Frank Turner, a wonderfully talented musician with whom I have recently embarked a music-man crush upon, has sung some beautiful songs on his recent album. Those songs range from the most awesome, summery but yet depressing (when you actually listen to the lyrics) to the insanely wonderful. Songs which drip with the pain and heartbreak that is so obviously disguised behind the words. But I digress. Frank Turner wrote a song about having to leave.

Why is it that leaving is such a challenge? Why is it so hard to say goodbye? Even the simplest of things are hard to bid farewell and send on their way.

Humans seem to craft some form of emotional attachment to anything and everything. What is it that makes us fond of some objects, be them alive or inanimate, and happy to abandon others? Birthday cards are a brilliant example - they are nice to receive, they are wonderful to see that someone cares, that someone is thinking of you. But yet, bring on the days or weeks after the celebration of your appearance into this wonderfully mystical but debatably bleak world and you are torn with one of life's hardest decision. Do you keep the cards or discard them?

On one hand, they are a sentiment. They show people care. They show that people's thoughts and minds meandered to your memory for at least 5 minutes (or 23 minutes by the time they've dug out the address book, found your name, realised you're not in there and text you for you address anyway). They took the time to press the end of the biro to the card and they pondered over how many kisses to put. Because of the thought and attention that has gone into sending you a card, it serves as a reminder of who would truly be by your side in the battle of life, those who would honestly be standing in your platoon on D-Day. This is in comparison to the fiends and fakes on your facebook wall only well wishing because their mobile telephonic communicator reminded them of such. Because of the true treasures and feelings bestowed upon the paper and pen, birthday cards should be kept, reminisced upon and treasured - similar to that of a family gun or a mother's bracelet passed from generation to generation.
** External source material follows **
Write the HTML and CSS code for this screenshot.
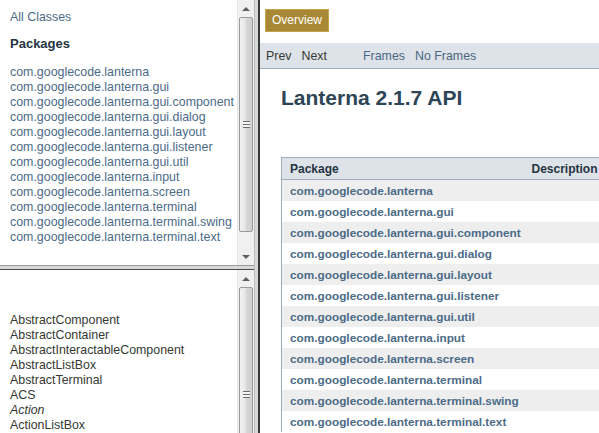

Birthday cards very rarely contain money any more, maybe in the infant years of your life they were accompanied by a present (the much more interesting bit) and were merely there as a reminder as to who had forced a hastily wrapped gift upon you that day, or, as you tentatively opened it, a note or a cheque (yes kids, we used to get money in a cheque form) would fall gracefully to the floor and shimmer in the sunlight.

On the other hand, they are mere physical representations of an unspoken alliance between family members and friends. After the anti-climax of opening the envelope and finding that your bank balance is no longer going up (due to the fact that this is not the first, third, fifth or indeed tenth card they have sent you - but rather the twenty fourth), they become stark, unadorned skeletons of the memories and love with which they were sent. The card itself holds no value (after all, you can pop down to Clintons and pick one up for £2.99) but rather the affection and kindness that it was sent with, the beauty of the written word and the thoughts they so easily provoke.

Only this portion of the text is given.